AWS Database Blog

Building secure Amazon ElastiCache for Valkey deployments with Terraform

Infrastructure as Code (IaC) provides a systematic approach to managing deployments, enabling version control, peer reviews, and automated deployments. For ElastiCache for Valkey, IaC ensures critical security configurations like encryption keys, network isolation, and authentication tokens are consistently applied across development, staging, and production environments. This approach transforms the infrastructure provisioning process into a reliable, repeatable pattern that scales with your organization’s needs.

In this post we show you how to build a secure Amazon ElastiCache for Valkey cluster using Terraform, implementing best practices and comprehensive security controls including encryption, authentication, and network isolation.

Solution overview

Amazon ElastiCache for Valkey is a fully managed caching service delivering microsecond latency that offers a serverless option to enable automatic scaling and pay-per-use pricing with setup times under five minutes, and a traditional node-based option that provides more granular control over the infrastructure. The serverless option eliminates the complexity of capacity planning and cluster management while offering a 33% lower price compared to Redis. The node based deployment provides 20% lower pricing compared to Redis and is ideal for workloads with predictable usage patterns that require specific instance types and configurations.

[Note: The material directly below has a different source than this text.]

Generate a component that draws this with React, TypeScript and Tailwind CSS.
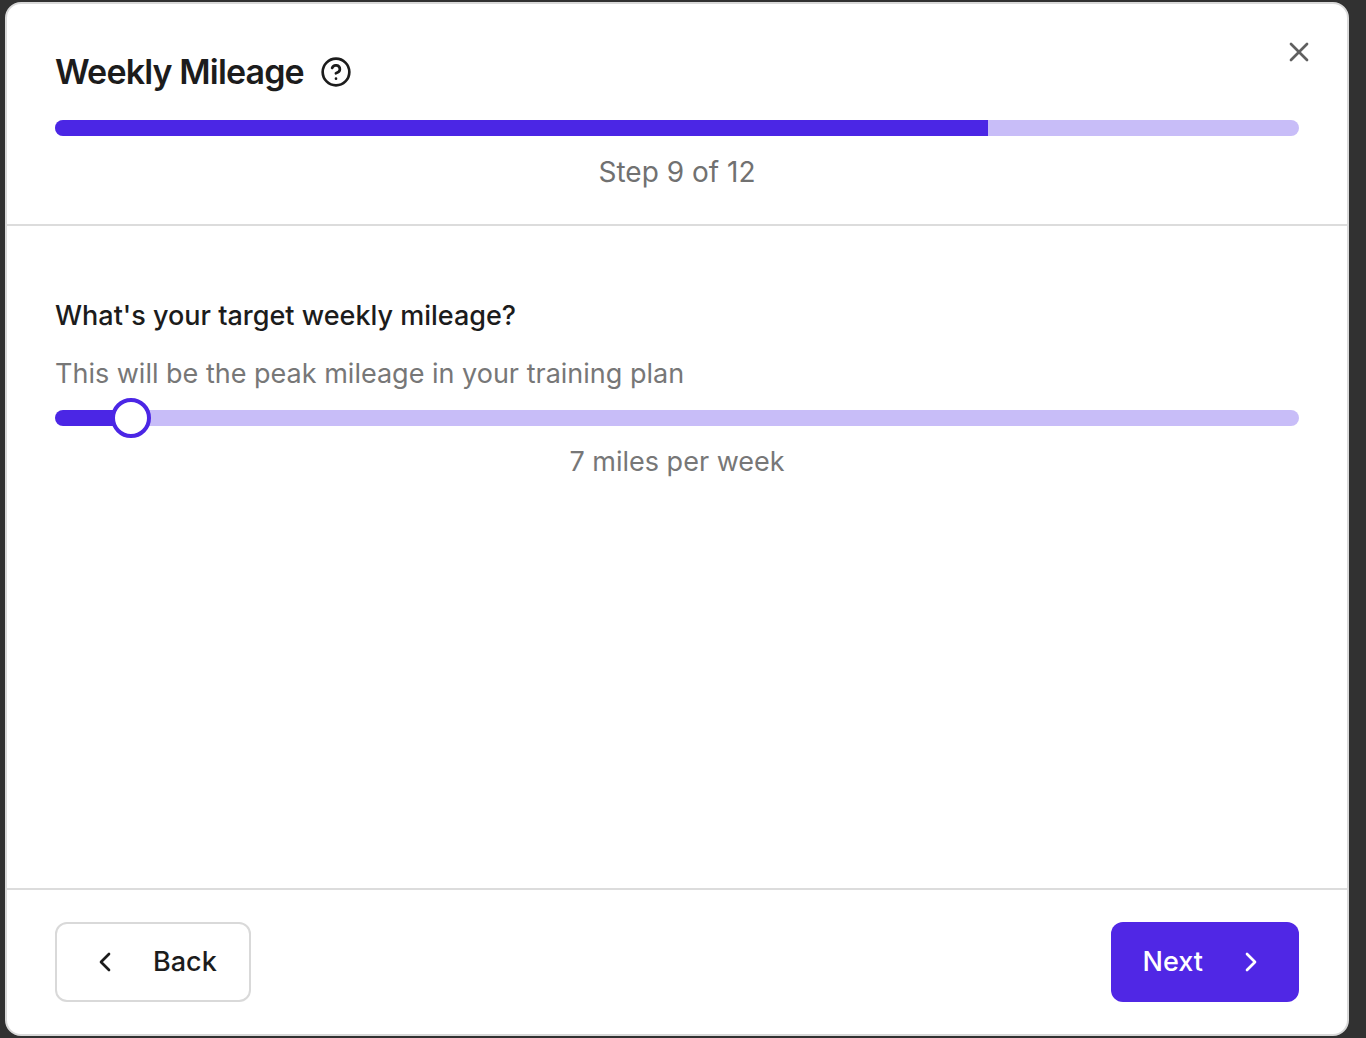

With the serverless option, you don’t need to worry about capacity planning or managing cache nodes and clusters. While you still need to provide the Amazon Virtual Private Cloud (VPC) and subnet configurations for network isolation, ElastiCache automatically handles the underlying infrastructure scaling, node management, and availability zone distribution to provide a secure and highly available configuration.

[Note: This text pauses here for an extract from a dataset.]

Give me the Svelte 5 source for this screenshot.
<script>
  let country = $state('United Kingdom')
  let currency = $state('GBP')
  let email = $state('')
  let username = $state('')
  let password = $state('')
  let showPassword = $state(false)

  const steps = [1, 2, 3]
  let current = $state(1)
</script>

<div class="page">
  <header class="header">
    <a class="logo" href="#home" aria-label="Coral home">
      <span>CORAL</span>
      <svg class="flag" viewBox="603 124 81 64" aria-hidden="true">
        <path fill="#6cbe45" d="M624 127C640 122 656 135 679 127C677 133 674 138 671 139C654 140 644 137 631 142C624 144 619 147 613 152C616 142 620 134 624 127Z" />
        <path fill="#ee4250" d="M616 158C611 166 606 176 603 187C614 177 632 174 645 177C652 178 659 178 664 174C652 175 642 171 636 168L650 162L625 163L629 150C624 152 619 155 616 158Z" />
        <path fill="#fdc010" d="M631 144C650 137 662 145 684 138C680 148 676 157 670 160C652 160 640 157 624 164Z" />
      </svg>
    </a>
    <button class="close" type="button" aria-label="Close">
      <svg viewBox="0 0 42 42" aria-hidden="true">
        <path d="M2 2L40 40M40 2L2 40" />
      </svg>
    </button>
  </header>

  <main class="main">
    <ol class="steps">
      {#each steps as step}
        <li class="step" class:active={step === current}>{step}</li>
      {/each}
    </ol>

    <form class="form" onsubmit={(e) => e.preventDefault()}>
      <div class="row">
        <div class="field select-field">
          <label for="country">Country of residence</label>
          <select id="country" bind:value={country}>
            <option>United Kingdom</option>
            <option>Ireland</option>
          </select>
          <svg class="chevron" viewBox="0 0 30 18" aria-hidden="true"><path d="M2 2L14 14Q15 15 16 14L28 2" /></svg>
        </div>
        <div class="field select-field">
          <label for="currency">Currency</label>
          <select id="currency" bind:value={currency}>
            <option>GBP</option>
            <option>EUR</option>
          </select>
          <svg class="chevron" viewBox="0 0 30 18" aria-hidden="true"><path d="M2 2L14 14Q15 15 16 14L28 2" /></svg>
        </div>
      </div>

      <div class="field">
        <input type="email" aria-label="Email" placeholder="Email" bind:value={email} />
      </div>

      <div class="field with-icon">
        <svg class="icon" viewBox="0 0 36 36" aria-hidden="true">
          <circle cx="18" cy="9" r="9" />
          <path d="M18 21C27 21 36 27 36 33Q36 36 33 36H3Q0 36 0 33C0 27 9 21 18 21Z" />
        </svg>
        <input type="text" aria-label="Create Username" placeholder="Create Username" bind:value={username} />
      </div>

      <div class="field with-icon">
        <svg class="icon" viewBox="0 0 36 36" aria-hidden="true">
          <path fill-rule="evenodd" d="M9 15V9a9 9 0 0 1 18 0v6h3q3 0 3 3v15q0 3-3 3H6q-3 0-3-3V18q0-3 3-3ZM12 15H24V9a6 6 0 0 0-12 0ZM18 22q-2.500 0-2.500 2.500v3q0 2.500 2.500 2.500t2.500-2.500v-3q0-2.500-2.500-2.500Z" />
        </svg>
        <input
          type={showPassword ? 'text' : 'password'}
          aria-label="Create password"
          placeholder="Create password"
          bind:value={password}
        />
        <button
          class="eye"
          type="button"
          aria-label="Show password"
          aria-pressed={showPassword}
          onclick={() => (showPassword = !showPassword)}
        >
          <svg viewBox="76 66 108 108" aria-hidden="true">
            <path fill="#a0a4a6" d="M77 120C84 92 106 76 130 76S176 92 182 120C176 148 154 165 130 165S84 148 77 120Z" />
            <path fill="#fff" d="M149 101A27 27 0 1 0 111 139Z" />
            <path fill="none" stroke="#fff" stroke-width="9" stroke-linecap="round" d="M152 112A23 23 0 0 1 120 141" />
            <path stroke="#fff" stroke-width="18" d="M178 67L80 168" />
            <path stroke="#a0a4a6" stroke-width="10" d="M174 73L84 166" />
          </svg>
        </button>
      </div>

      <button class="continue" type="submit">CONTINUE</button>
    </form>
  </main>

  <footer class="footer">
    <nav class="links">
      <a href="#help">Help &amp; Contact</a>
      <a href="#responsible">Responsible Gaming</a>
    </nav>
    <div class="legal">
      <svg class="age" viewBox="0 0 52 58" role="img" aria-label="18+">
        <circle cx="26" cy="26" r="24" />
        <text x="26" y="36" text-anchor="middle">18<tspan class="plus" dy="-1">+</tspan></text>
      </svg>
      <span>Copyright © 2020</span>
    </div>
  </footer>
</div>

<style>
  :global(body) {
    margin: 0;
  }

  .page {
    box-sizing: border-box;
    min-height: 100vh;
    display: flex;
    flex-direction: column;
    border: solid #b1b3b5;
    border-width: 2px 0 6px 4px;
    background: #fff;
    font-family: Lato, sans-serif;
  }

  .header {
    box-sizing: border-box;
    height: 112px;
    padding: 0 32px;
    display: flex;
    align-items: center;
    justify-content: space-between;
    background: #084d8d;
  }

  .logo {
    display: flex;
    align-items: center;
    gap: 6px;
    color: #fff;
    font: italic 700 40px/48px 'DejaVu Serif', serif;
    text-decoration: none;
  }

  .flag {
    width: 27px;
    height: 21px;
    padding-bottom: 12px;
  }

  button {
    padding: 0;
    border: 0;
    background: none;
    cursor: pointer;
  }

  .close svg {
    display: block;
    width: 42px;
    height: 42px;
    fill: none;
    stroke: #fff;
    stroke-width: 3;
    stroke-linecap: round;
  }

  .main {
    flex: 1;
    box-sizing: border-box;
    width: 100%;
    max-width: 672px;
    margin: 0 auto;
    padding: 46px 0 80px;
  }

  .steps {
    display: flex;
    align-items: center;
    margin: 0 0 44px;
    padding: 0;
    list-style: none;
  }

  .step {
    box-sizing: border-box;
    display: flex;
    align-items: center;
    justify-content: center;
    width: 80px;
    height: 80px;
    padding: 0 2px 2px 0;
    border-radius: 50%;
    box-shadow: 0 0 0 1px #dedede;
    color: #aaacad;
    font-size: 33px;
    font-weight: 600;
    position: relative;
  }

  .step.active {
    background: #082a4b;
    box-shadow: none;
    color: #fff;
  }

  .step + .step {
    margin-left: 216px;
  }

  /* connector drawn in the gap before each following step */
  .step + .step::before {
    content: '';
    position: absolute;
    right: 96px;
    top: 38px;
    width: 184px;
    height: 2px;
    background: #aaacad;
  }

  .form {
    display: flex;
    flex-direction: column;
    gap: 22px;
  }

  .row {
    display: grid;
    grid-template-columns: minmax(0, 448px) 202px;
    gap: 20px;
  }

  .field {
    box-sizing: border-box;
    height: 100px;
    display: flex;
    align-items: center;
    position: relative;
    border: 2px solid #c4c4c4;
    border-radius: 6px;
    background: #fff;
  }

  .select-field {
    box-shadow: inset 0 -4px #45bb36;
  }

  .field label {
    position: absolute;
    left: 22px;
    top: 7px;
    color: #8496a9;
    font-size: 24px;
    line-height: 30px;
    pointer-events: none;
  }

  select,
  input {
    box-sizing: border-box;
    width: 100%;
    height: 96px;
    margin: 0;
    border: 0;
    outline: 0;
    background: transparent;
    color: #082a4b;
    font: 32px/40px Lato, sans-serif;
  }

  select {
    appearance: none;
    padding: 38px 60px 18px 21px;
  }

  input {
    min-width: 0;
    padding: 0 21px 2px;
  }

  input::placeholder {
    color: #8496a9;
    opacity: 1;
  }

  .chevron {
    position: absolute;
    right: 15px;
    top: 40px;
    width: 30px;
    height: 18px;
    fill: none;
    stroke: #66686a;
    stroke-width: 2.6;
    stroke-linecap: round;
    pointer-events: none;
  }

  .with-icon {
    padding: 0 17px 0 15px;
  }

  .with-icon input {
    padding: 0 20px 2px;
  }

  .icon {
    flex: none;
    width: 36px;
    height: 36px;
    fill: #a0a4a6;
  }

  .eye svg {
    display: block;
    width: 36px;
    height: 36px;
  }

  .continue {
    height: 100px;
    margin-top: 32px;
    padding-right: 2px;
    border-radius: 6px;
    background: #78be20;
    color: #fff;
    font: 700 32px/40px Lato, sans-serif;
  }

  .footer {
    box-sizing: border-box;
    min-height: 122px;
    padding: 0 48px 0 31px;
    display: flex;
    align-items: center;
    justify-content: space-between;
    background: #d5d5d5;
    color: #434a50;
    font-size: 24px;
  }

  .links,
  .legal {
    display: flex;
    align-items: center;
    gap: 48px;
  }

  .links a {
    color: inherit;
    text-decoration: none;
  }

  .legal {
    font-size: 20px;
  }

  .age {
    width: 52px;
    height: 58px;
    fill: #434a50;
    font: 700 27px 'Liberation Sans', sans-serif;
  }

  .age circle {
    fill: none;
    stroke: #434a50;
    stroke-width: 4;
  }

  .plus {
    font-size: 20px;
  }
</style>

The following diagram shows a serverless deployment option for ElastiCache for Valkey spread across two availability zones and subnets inside an Amazon Virtual Private Cloud (VPC).


Figure 1: Architecture diagram of ElastiCache for Valkey serverless deployment

The following diagram shows a node-based cluster deployment option for ElastiCache for Valkey spread across two availability zones and subnets inside an Amazon Virtual Private Cloud (VPC).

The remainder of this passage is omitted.